Repeat exactly the lines running from the first line of the data to the line containing "FaTachometerAlt, FaServer, FaCog", both ends included, and nothing else; drop the pictures.

━━━ Data block

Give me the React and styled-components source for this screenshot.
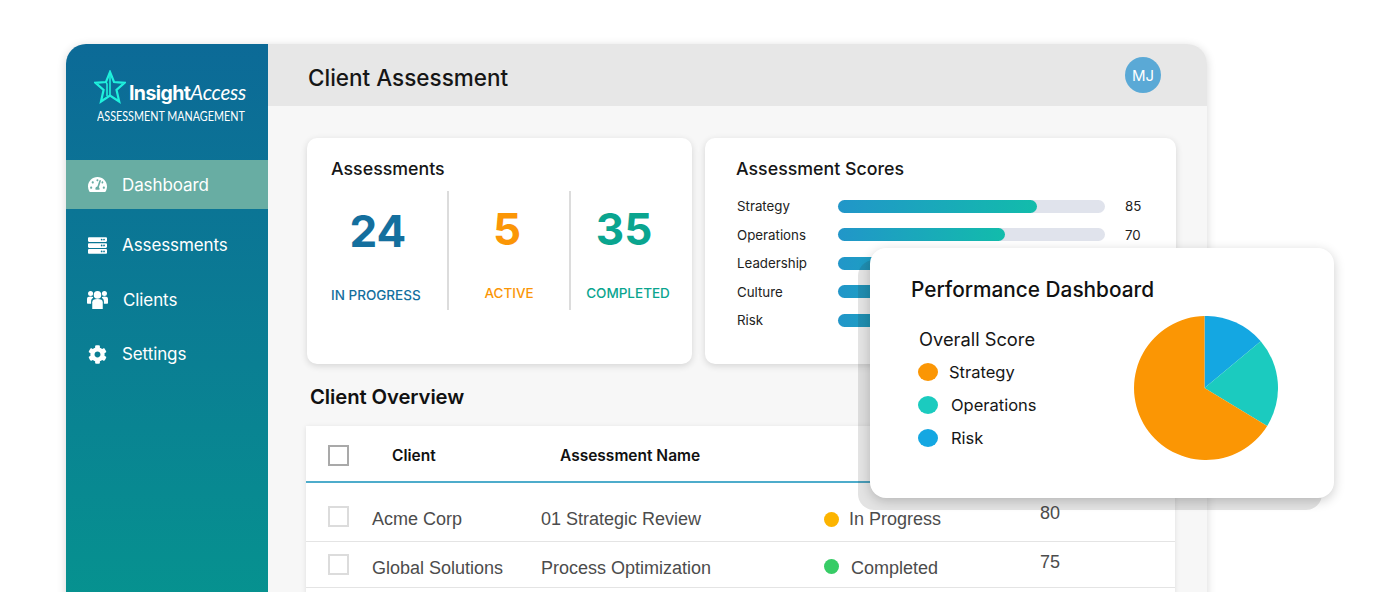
import React from "react";
import styled, { createGlobalStyle } from "styled-components";
import { FaTachometerAlt, FaServer, FaCog } from "react-icons/fa";

const GlobalStyle = createGlobalStyle`
  html, body {
    margin: 0;
    background: #fff;
    font-family: "Inter", "Liberation Sans", sans-serif;
  }
`;

const Page = styled.div`
  position: relative;
  width: 1394px;
  height: 592px;
  padding: 44px 0 0 66px;
  box-sizing: border-box;
  overflow: hidden;
`;

const AppWindow = styled.div`
  display: flex;
  width: 1141px;
  height: 640px;
  border-radius: 20px 20px 0 0;
  overflow: hidden;
  background: #f7f7f7;
  box-shadow: 0 2px 10px rgba(0, 0, 0, 0.16);
`;

const Sidebar = styled.aside`
  width: 202px;
  flex: none;
  color: #fff;
  background: linear-gradient(180deg, #0c6a97 0%, #0a7f93 50%, #05998e 100%);
`;

const Brand = styled.div`
  height: 116px;
  box-sizing: border-box;
  padding: 26px 0 0 28px;
`;

const BrandTop = styled.div`
  display: flex;
  align-items: flex-end;
  height: 34px;
`;

const BrandName = styled.div`
  font-size: 19.5px;
  line-height: 24px;
  margin: 0 0 -1px 3px;
  letter-spacing: -0.6px;
  b {
    font-weight: 700;
  }
  i {
    font-family: "Lato", sans-serif;
    font-weight: 400;
    letter-spacing: -0.2px;
    font-size: 20.5px;
  }
`;

const BrandSub = styled.div`
  font-family: "Lato", sans-serif;
  font-size: 14px;
  line-height: 16px;
  margin: 4px 0 0 3px;
  white-space: nowrap;
  transform: scaleX(0.77);
  transform-origin: left center;
`;

const NavItem = styled.div`
  display: flex;
  align-items: center;
  gap: 15px;
  height: ${(p) => (p.$active ? "49px" : "54.5px")};
  padding-left: 22px;
  margin-bottom: ${(p) => (p.$active ? "9px" : "0")};
  font-size: 17px;
  letter-spacing: -0.1px;
  background: ${(p) => (p.$active ? "#68ada3" : "transparent")};
  svg {
    width: 19px;
    height: 19px;
    flex: none;
  }
`;

const Main = styled.main`
  flex: 1;
  min-width: 0;
`;

const TopBar = styled.header`
  display: flex;
  align-items: center;
  justify-content: space-between;
  height: 62px;
  padding: 0 46px 0 40px;
  background: #e7e7e7;
`;

const PageTitle = styled.h1`
  margin: 4px 0 0;
  font-size: 22.5px;
  font-weight: 500;
  color: #161616;
`;

const Avatar = styled.div`
  display: flex;
  align-items: center;
  justify-content: center;
  width: 36px;
  height: 36px;
  border-radius: 50%;
  font-size: 15px;
  color: #fff;
  background: #5aa9d6;
`;

const Content = styled.div`
  padding: 32px 32px 0 38px;
`;

const Cards = styled.div`
  display: grid;
  grid-template-columns: 385px 471px;
  gap: 13px;
  padding-left: 1px;
`;

const Card = styled.section`
  height: 226px;
  box-sizing: border-box;
  border-radius: 10px;
  background: #fff;
  box-shadow: 0 2px 7px rgba(0, 0, 0, 0.14);
  padding: ${(p) => p.$padding};
`;

const CardTitle = styled.h2`
  margin: 0;
  font-size: 17.8px;
  line-height: 24px;
  font-weight: 500;
  color: #161616;
`;

const StatRow = styled.div`
  display: grid;
  grid-template-columns: 118px 122px 114px;
  margin-top: 10px;
  height: 119px;
`;

const Stat = styled.div`
  display: flex;
  flex-direction: column;
  align-items: ${(p) => p.$align || "center"};
  border-right: ${(p) => (p.$divider ? "2px solid #dcdcdc" : "none")};
  color: ${(p) => p.$color};
`;

const StatValue = styled.div`
  font-size: 44px;
  line-height: 56px;
  font-weight: 700;
  margin-top: ${(p) => p.$top};
  margin-right: ${(p) => p.$shift || "0"};
  width: ${(p) => p.$width || "auto"};
  text-align: center;
`;

const StatLabel = styled.div`
  font-size: 13.5px;
  line-height: 18px;
  font-weight: 500;
  margin-top: ${(p) => p.$top};
  white-space: nowrap;
`;

const ScoreRows = styled.div`
  margin-top: 11px;
  padding-left: 1px;
`;

const ScoreRow = styled.div`
  display: grid;
  grid-template-columns: 101px 267px 1fr;
  align-items: center;
  height: 28.5px;
  font-size: 13.3px;
  color: #222;
`;

const Track = styled.div`
  height: 13px;
  border-radius: 7px;
  background: #e0e3ec;
`;

const Fill = styled.div`
  height: 100%;
  border-radius: 7px;
  background: linear-gradient(90deg, #2196c9, #12bcab);
`;

const ScoreValue = styled.span`
  padding-left: 20px;
`;

const SectionTitle = styled.h2`
  margin: 20px 0 0 4px;
  font-size: 20.3px;
  line-height: 26px;
  font-weight: 600;
  letter-spacing: -0.1px;
  color: #111;
`;

const Table = styled.div`
  height: 300px;
  margin-top: 16px;
  background: #fff;
  box-shadow: 0 1px 5px rgba(0, 0, 0, 0.1);
`;

const HeadRow = styled.div`
  display: grid;
  grid-template-columns: 86px 168px 1fr;
  align-items: center;
  height: 57px;
  box-sizing: border-box;
  padding-top: 4px;
  border-bottom: 2px solid #4daccb;
  font-size: 15.5px;
  font-weight: 600;
  color: #111;
`;

const BodyRow = styled.div`
  display: grid;
  grid-template-columns: 66px 169px 283px 216px 1fr;
  align-items: center;
  height: ${(p) => p.$height};
  padding-top: ${(p) => p.$top};
  box-sizing: border-box;
  border-bottom: 1.5px solid #e4e4e4;
  font-family: "Liberation Sans", sans-serif;
  font-size: 18px;
  color: #4c4c4c;
`;

const Check = styled.span`
  display: block;
  box-sizing: border-box;
  width: 21px;
  height: 21px;
  margin-left: 22px;
  margin-bottom: ${(p) => p.$lift || "0"};
  border: ${(p) => (p.$head ? "2px solid #a9a9a9" : "2px solid #dcdcdc")};
`;

const Status = styled.div`
  display: flex;
  align-items: center;
  gap: ${(p) => p.$gap};
`;

const Dot = styled.span`
  width: 15px;
  height: 15px;
  border-radius: 50%;
  margin-bottom: ${(p) => p.$lift || "0"};
  background: ${(p) => p.$color};
`;

const Score = styled.span`
  padding-bottom: 12px;
`;

const PopupLayer = styled.div`
  position: absolute;
  inset: 0;
  isolation: isolate;
  pointer-events: none;
`;

const Popup = styled.div`
  position: absolute;
  left: 870px;
  top: 248px;
  width: 464px;
  height: 250px;
  box-sizing: border-box;
  padding: 28px 0 0 41px;
  border-radius: 16px;
  background: #fff;
  box-shadow: 0 3px 12px rgba(0, 0, 0, 0.2);
  &::before {
    content: "";
    position: absolute;
    left: -12px;
    top: 12px;
    width: 100%;
    height: 100%;
    border-radius: 16px;
    background: rgba(40, 40, 40, 0.13);
    z-index: -1;
  }
`;

const PopupTitle = styled.h2`
  margin: 0;
  font-size: 20.8px;
  line-height: 28px;
  font-weight: 500;
  color: #111;
`;

const PopupBody = styled.div`
  display: flex;
  justify-content: space-between;
  padding-right: 56px;
`;

const LegendTitle = styled.div`
  margin: 23px 0 0 8px;
  font-size: 18.3px;
  line-height: 24px;
  color: #161616;
`;

const Legend = styled.div`
  display: flex;
  flex-direction: column;
  margin-top: 4px;
`;

const LegendRow = styled.div`
  display: flex;
  align-items: center;
  gap: ${(p) => p.$gap};
  height: 33px;
  margin-left: 7px;
  font-size: 16.5px;
  color: #161616;
`;

const Swatch = styled.span`
  width: 20px;
  height: 18px;
  border-radius: 50%;
  background: ${(p) => p.$color};
`;

const PieChart = styled.svg`
  display: block;
  margin-top: 12px;
  flex: none;
`;

const scores = [
  { name: "Strategy", value: 85, pct: 74.5 },
  { name: "Operations", value: 70, pct: 62.5 },
  { name: "Leadership", value: "", pct: 62 },
  { name: "Culture", value: "", pct: 60 },
  { name: "Risk", value: "", pct: 55 },
];

const LogoStar = () => (
  <svg width="32" height="34" viewBox="0 0 32 34" fill="none" stroke="#1ff0dc" strokeWidth="2.2">
    <path d="M16 2 L20 12 L30.5 12.8 L22.5 19.8 L25.2 31.5 L16 25.5 L7 31.5 L9.6 19.8 L1.5 12.8 L12 12 Z" />
    <path d="M16 2 V25.5 M12 12 L13 14 V26" strokeWidth="1.6" />
  </svg>
);

const ClientsIcon = () => (
  <svg viewBox="0 0 20 20" fill="currentColor" style={{ width: 21, height: 21, marginLeft: -1 }}>
    <circle cx="10" cy="5.6" r="3.6" />
    <circle cx="3.4" cy="4.2" r="2.4" />
    <circle cx="16.6" cy="4.2" r="2.4" />
    <path d="M5 19 V12.5 C5 10.4 6.6 9.6 10 9.6 C13.4 9.6 15 10.4 15 12.5 V19 Z" />
    <path d="M0 13 V9.5 C0 7.8 1.2 7.2 3.4 7.2 C4.4 7.2 5.2 7.4 5.7 7.7 C6 8 5.9 8.6 5.4 8.9 C4.4 9.6 3.9 10.6 3.9 12 V14 H1 C0.4 14 0 13.6 0 13 Z" />
    <path d="M20 13 V9.5 C20 7.8 18.8 7.2 16.6 7.2 C15.6 7.2 14.8 7.4 14.3 7.7 C14 8 14.1 8.6 14.6 8.9 C15.6 9.6 16.1 10.6 16.1 12 V14 H19 C19.6 14 20 13.6 20 13 Z" />
  </svg>
);

const Sector = ({ from, to, color }) => {
  const point = (deg) => {
    if (deg === 0 || deg === 360) return "70.5 0";
    const rad = (deg * Math.PI) / 180;
    return `${72 + 72 * Math.sin(rad)} ${72 - 72 * Math.cos(rad)}`;
  };
  return (
    <path
      d={`M70.5 72 L${point(from)} A72 72 0 ${to - from > 180 ? 1 : 0} 1 ${point(to)} Z`}
      fill={color}
    />
  );
};

export default function App() {
  return (
    <Page>
      <GlobalStyle />
      <AppWindow>
        <Sidebar>
          <Brand>
            <BrandTop>
              <LogoStar />
              <BrandName>
                <b>Insight</b>
                <i>Access</i>
              </BrandName>
            </BrandTop>
            <BrandSub>ASSESSMENT MANAGEMENT</BrandSub>
          </Brand>
          <NavItem $active>
            <FaTachometerAlt />
            Dashboard
          </NavItem>
          <NavItem>
            <FaServer />
            Assessments
          </NavItem>
          <NavItem>
            <ClientsIcon />
            Clients
          </NavItem>
          <NavItem>
            <FaCog />
            Settings
          </NavItem>
        </Sidebar>
        <Main>
          <TopBar>
            <PageTitle>Client Assessment</PageTitle>
            <Avatar>MJ</Avatar>
          </TopBar>
          <Content>
            <Cards>
              <Card $padding="19px 0 0 24px">
                <CardTitle>Assessments</CardTitle>
                <StatRow>
                  <Stat $divider $color="#146f9e" $align="flex-start">
                    <StatValue $width="94px" $top="12px">24</StatValue>
                    <StatLabel $top="27px">IN PROGRESS</StatLabel>
                  </Stat>
                  <Stat $divider $color="#fb9606">
                    <StatValue $top="10px" $shift="4px">5</StatValue>
                    <StatLabel $top="27px">ACTIVE</StatLabel>
                  </Stat>
                  <Stat $color="#0aa58f">
                    <StatValue $top="10px" $shift="8px">35</StatValue>
                    <StatLabel $top="27px">COMPLETED</StatLabel>
                  </Stat>
                </StatRow>
              </Card>
              <Card $padding="19px 34px 0 31px">
                <CardTitle>Assessment Scores</CardTitle>
                <ScoreRows>
                  {scores.map((s) => (
                    <ScoreRow key={s.name}>
                      <span>{s.name}</span>
                      <Track>
                        <Fill style={{ width: `${s.pct}%` }} />
                      </Track>
                      <ScoreValue>{s.value}</ScoreValue>
                    </ScoreRow>
                  ))}
                </ScoreRows>
              </Card>
            </Cards>
            <SectionTitle>Client Overview</SectionTitle>
            <Table>
              <HeadRow>
                <Check $head />
                <span>Client</span>
                <span>Assessment Name</span>
              </HeadRow>
              <BodyRow $height="58.5px" $top="15px">
                <Check $lift="6px" />
                <span>Acme Corp</span>
                <span>01 Strategic Review</span>
                <Status $gap="10px">
                  <Dot $color="#fcb400" />
                  In Progress
                </Status>
                <Score>80</Score>
              </BodyRow>
              <BodyRow $height="46px" $top="8px">
                <Check $lift="8px" />
                <span>Global Solutions</span>
                <span>Process Optimization</span>
                <Status $gap="12px">
                  <Dot $color="#37cc66" $lift="4px" />
                  Completed
                </Status>
                <Score>75</Score>
              </BodyRow>
            </Table>
          </Content>
        </Main>
      </AppWindow>
      <PopupLayer>
        <Popup>
          <PopupTitle>Performance Dashboard</PopupTitle>
          <PopupBody>
            <div>
              <LegendTitle>Overall Score</LegendTitle>
              <Legend>
                <LegendRow $gap="11px">
                  <Swatch $color="#fb9604" />
                  Strategy
                </LegendRow>
                <LegendRow $gap="13px">
                  <Swatch $color="#1bcbbf" />
                  Operations
                </LegendRow>
                <LegendRow $gap="13px">
                  <Swatch $color="#14a7e2" />
                  Risk
                </LegendRow>
              </Legend>
            </div>
            <PieChart width="144" height="144" viewBox="0 0 144 144">
              <Sector from={0} to={49.5} color="#14a7e2" />
              <Sector from={49.5} to={121.8} color="#1bcbbf" />
              <Sector from={121.8} to={360} color="#fb9604" />
            </PieChart>
          </PopupBody>
        </Popup>
      </PopupLayer>
    </Page>
  );
}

━━━━━━

* Answer for the task:
Give me the React and styled-components source for this screenshot.
import React from "react";
import styled, { createGlobalStyle } from "styled-components";
import { FaTachometerAlt, FaServer, FaCog } from "react-icons/fa";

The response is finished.